Так или иначе, известно, что Пифагор основал своеобразный религиозный орден, сообщество мужчин и женщин,[561]
образ жизни которых определялся ожиданием будущих жизней. Возможно, существовали прецеденты и до этого: вспомним фракийца Залмоксиса, описываемого у Геродота, — он в присутствии «лучших граждан» заявил, что не вообще душа человека бессмертна, но что это они и их потомки будут жить вечно; по-видимому, эти люди были избранными персонами, некой духовной элитой.[562] Греческие поселенцы во Фракии, от которых Геродот услышал эту историю, неизбежно должны были найти определенную аналогию между Залмоксисом и Пифагором: они превратили Залмоксиса в раба Пифагора. Геродот видел в этом абсурд: реальный Залмоксис, по его мнению, был даймоном, или, возможно, героизированным шаманом далекого прошлого.[563] Однако эта аналогия не столь абсурдна: разве пифагорейцы не обещали своим последователям, что те будут жить вновь и вновь и станут в конце концов даймонами или богами?[564] Более поздняя традиция соединила имя Пифагора с другим жителем северных краев, Абаридом; наделила его типичными шаманскими способностями — к пророчеству, билокации, магическому целительству; появились рассказы о его инициации в Пиэрии, посещении им духовного мира, о его мистической идентичности с «гиперборейским Аполлоном».[565] Некоторые из этих элементов могут быть более поздними по происхождению, но истоки легенды о Пифагоре восходят, по меньшей мере, к V в.,[566] и я склонен думать, что Пифагор сам немало постарался в укреплении ее достоверности.Я еще более склонен верить в нее потому, что можно видеть, как нечто похожее реально осуществилось в случае Эмпедокла: легенда о нем содержит немало приукрашиваний тех утверждений, которые он делает в своих стихах. Менее чем через столетие после его смерти уже имели хождение рассказы, где повествовалось, как он останавливал магией ветры, вернул к жизни уже не дышавшую женщину и как в конце жизни, находясь в физическом теле, он исчез из этого мира и стал богом.[567]

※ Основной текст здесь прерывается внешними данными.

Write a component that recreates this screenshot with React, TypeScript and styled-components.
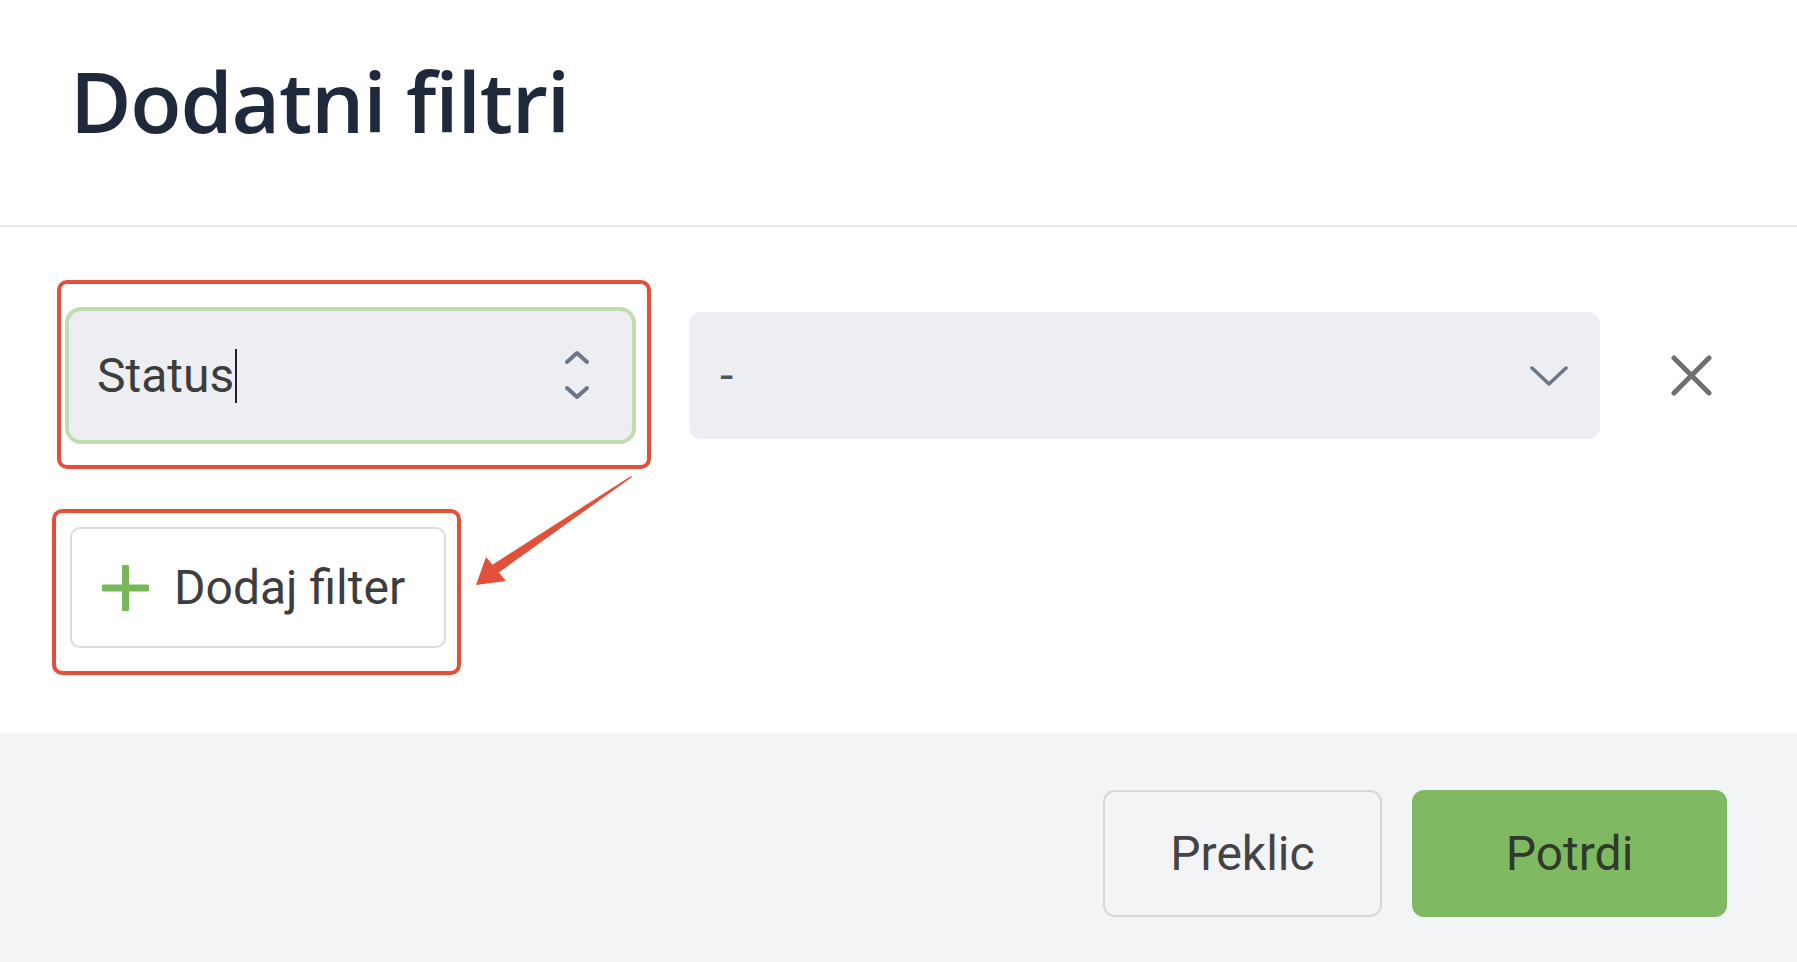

По счастливой случайности мы располагаем подлинным источником этих историй: у нас есть собственные слова Эмпедокла о том, что он может научить своих учеников останавливать ветры и воскрешать мертвых, и что он сам есть (или считали, что есть) бог во плоти: έγώ δ' ύμΐν θεός αμβροτος, ούκέτι θνητός [«я для вас бог бессмертный, а не смертный»].[568] Эмпедокл в некотором смысле является творцом собственной легенды; и если поверить его описанию того, какие толпы приходили к нему в поисках сокровенного знания или магического целительства, ее истоки тоже восходят к некоторым эпизодам его жизни.[569] Перед лицом этих обстоятельств мне кажется неосторожным полагать, что легенды о Пифагоре и Эпимениде вообще не имели корней в изначальной традиции и были выдуманы от начала и до конца сочинителями более поздних времен.